Katrín Jakobsdóttir signed off on a 10 million króna (about $80,000) contribution to efforts by the Arctic Circle organization to establish the center, which is expected to honor Ólafur Ragnar Grímsson. Grímsson, a former president of Iceland, organized a major Arctic conference in 2013 that grew to become an annual event that ranks among the largest Arctic conferences in the world and has expanded to include range of other events held across the globe and throughout the year. (Disclosure: ArcticToday publisher Alice Rogoff was also a co-founder of Arctic Circle and remains a member of the organization’s board.)

The funding comes at the recommendation of a group of experts seated by the government in February to work out the details of a future home for the Arctic Circle organization in Reykjavík. 
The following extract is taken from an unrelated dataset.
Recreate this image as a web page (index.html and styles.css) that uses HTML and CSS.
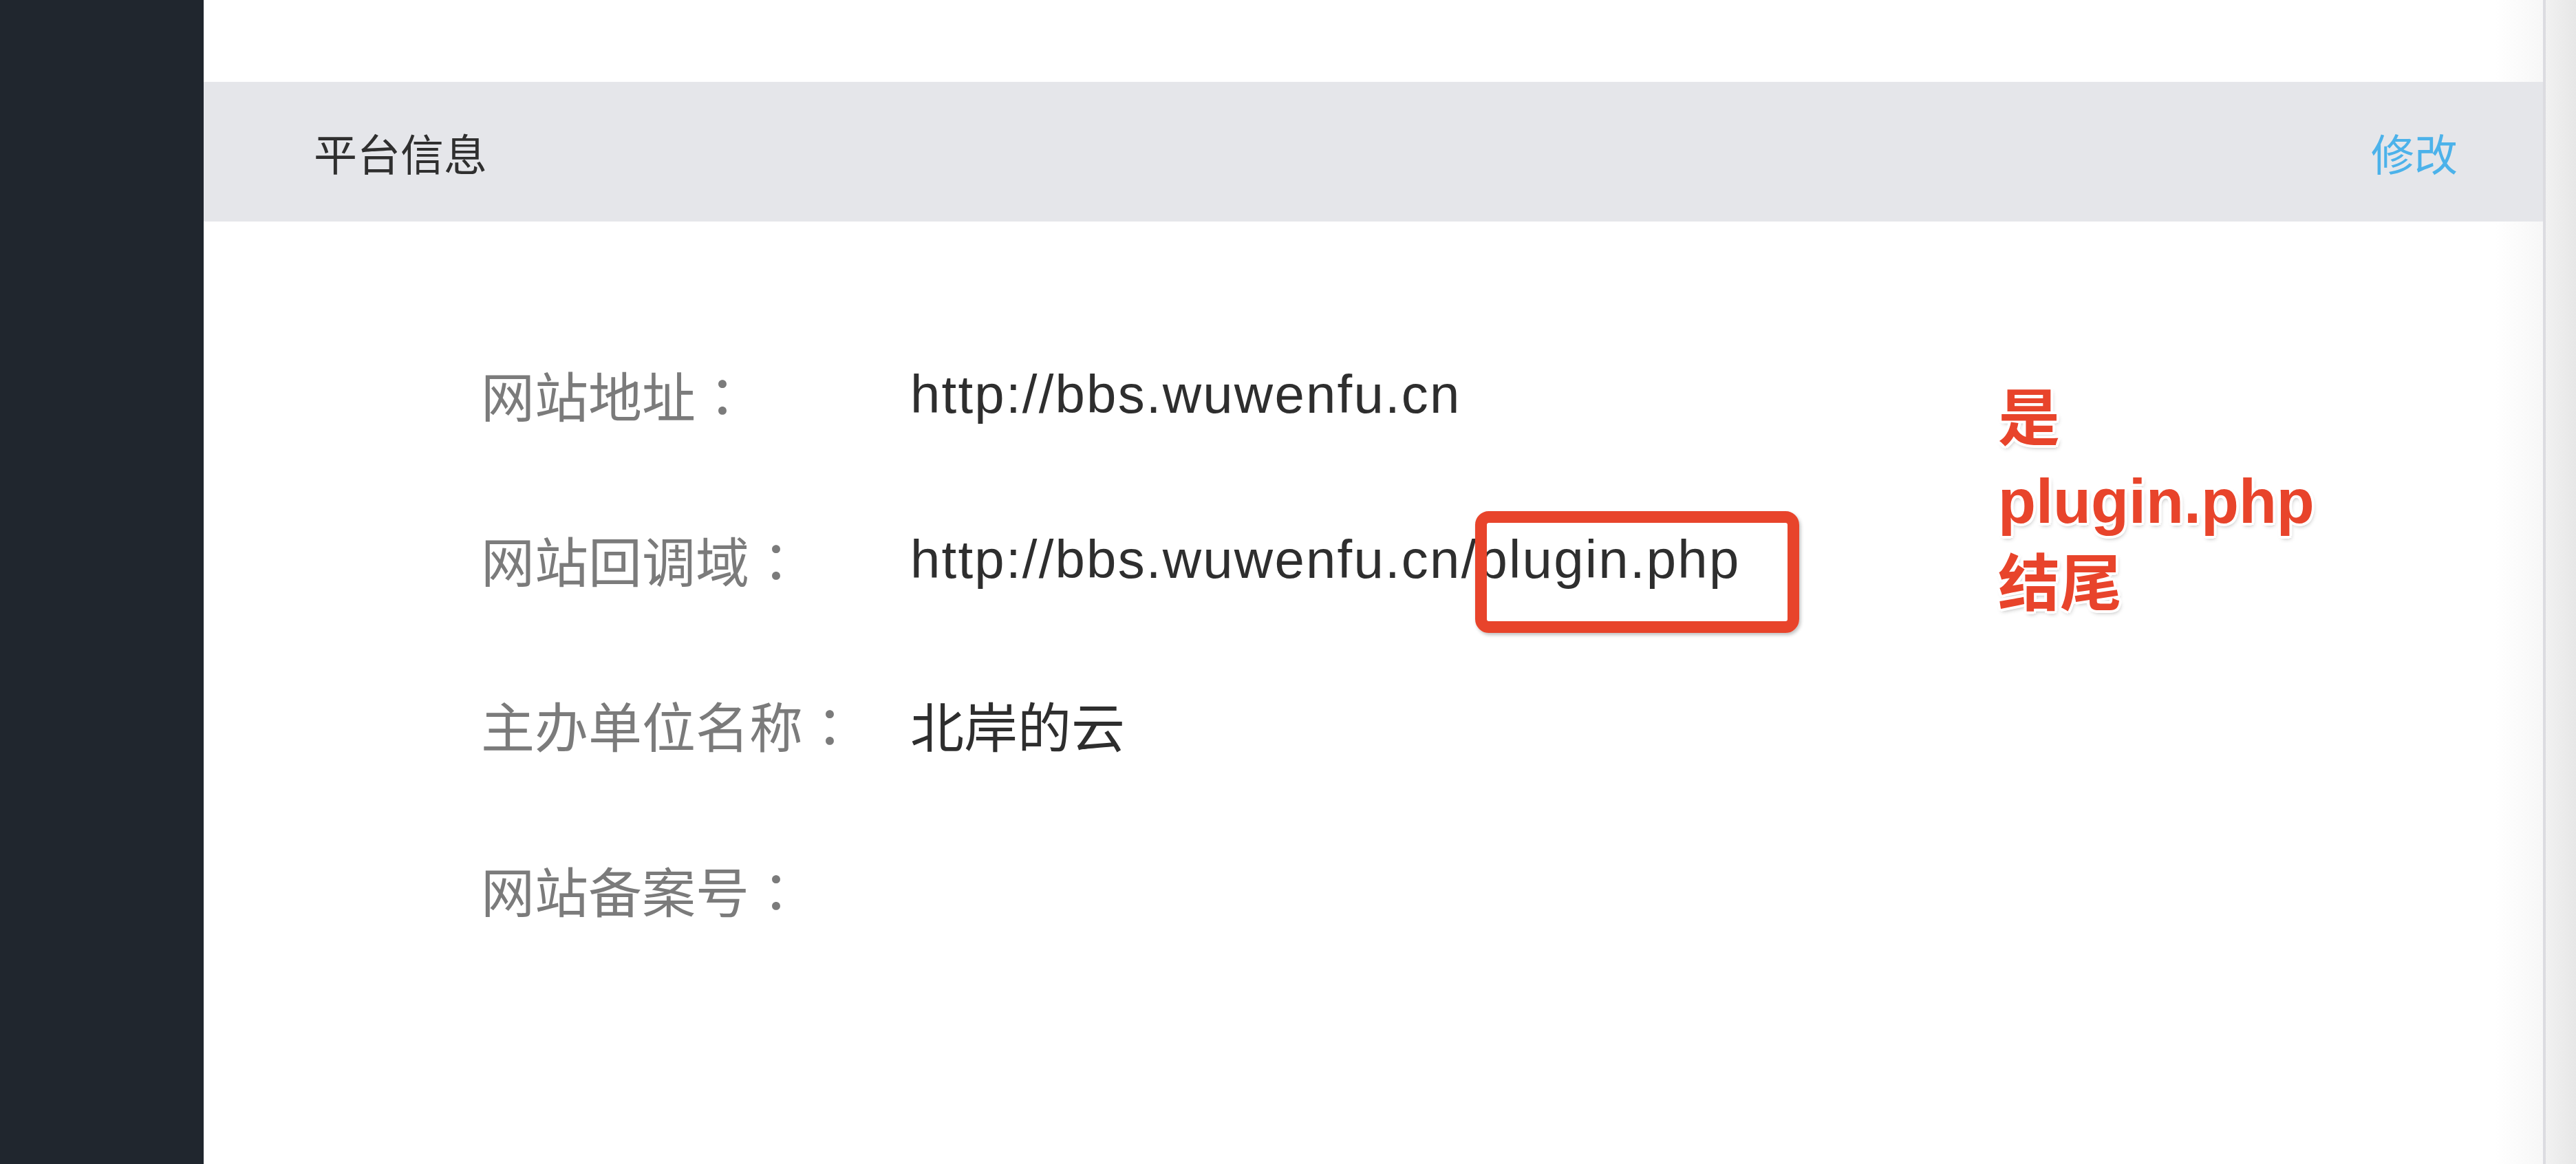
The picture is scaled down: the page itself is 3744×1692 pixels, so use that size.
FILE: index.html
```html
<!DOCTYPE html>
<html lang="zh-CN">
<head>
<meta charset="utf-8">
<title>平台信息</title>
<link rel="stylesheet" href="styles.css">
</head>
<body>
<div class="app">
  <aside class="sidebar"></aside>
  <main class="panel">
    <div class="panel-head">
      <span class="panel-title">平台信息</span>
      <a class="panel-edit">修改</a>
    </div>
    <div class="info">
      <div class="row"><span class="label">网站地址<span class="colon" lang="zh-TW">：</span></span><span class="value url">http://bbs.wuwenfu.cn</span></div>
      <div class="row"><span class="label">网站回调域<span class="colon" lang="zh-TW">：</span></span><span class="value url">http://bbs.wuwenfu.cn/plugin.php</span></div>
      <div class="row"><span class="label">主办单位名称<span class="colon" lang="zh-TW">：</span></span><span class="value">北岸的云</span></div>
      <div class="row"><span class="label">网站备案号<span class="colon" lang="zh-TW">：</span></span><span class="value"></span></div>
    </div>
    <div class="mark-box"></div>
    <div class="mark-note">是<br>plugin.php<br>结尾</div>
  </main>
  <div class="scroll-track"></div>
</div>
</body>
</html>
```

FILE: styles.css
```css
* { box-sizing: border-box; }
html, body {
  margin: 0;
  padding: 0;
  height: 100%;
  background: #ffffff;
  font-family: "Liberation Sans", "Noto Sans CJK SC", sans-serif;
}
.app {
  display: flex;
  height: 1692px;
  overflow: hidden;
}
.sidebar {
  width: 296px;
  flex: 0 0 296px;
  background: #20262e;
}
.panel {
  position: relative;
  flex: 1 1 auto;
  padding-top: 119px;
  background: linear-gradient(to right, #ffffff calc(100% - 70px), #f7f7f7 100%);
}
.panel-head {
  height: 203px;
  display: flex;
  align-items: center;
  justify-content: space-between;
  padding: 0 124px 0 160px;
  background: #e5e6ea;
}
.panel-title {
  font-family: "Noto Sans CJK SC", sans-serif;
  font-size: 63px;
  color: #2f2f2f;
}
.panel-edit {
  font-family: "Noto Sans CJK SC", sans-serif;
  font-size: 63px;
  color: #4cb2ea;
}
.info {
  padding: 131px 0 0 403px;
}
.row {
  display: flex;
  align-items: center;
  height: 240px;
}
.label {
  width: 624px;
  flex: 0 0 624px;
  font-family: "Noto Sans CJK SC", sans-serif;
  font-size: 78px;
  color: #7b7b7b;
}
.colon {
  font-family: "Noto Sans CJK TC", "Noto Sans CJK SC", sans-serif;
}
.value {
  font-family: "Liberation Sans", "Noto Sans CJK SC", sans-serif;
  font-size: 78px;
  color: #2e2e2e;
}
.url {
  letter-spacing: 2.2px;
}
.mark-box {
  position: absolute;
  left: 1848px;
  top: 743px;
  width: 471px;
  height: 177px;
  border: 17px solid #e8442b;
  border-radius: 20px;
  box-shadow: 2px 3px 5px rgba(0, 0, 0, 0.25);
}
.mark-note {
  position: absolute;
  left: 2608px;
  top: 549px;
  font-family: "Liberation Sans", "Noto Sans CJK SC", sans-serif;
  font-weight: bold;
  font-size: 90px;
  line-height: 120px;
  color: #e8442b;
  text-shadow:
    -4px 0 0 #fff, 4px 0 0 #fff, 0 -4px 0 #fff, 0 4px 0 #fff,
    -3px -3px 0 #fff, 3px -3px 0 #fff, -3px 3px 0 #fff, 3px 3px 0 #fff,
    2px 4px 6px rgba(0, 0, 0, 0.3);
}
.scroll-track {
  width: 48px;
  flex: 0 0 48px;
  border-left: 4px solid #dcdce1;
  background: linear-gradient(to right, #f1f1f1, #e7e7e7);
}
```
According to the report’s proposal, the center should serve as the site of future Arctic Circle conferences and include facilities for visiting academics as well as a museum.

In addition to recognizing former president Grímsson, establishing an Arctic center would allow Iceland to retain its “unique position” in regional affairs, according to the report.

“The goal is to sustain, for the long term, the Icelandic forum that has proven the most successful in drawing attention to the Arctic and Greenland in a constantly evolving environment of rapid changes,” the report said.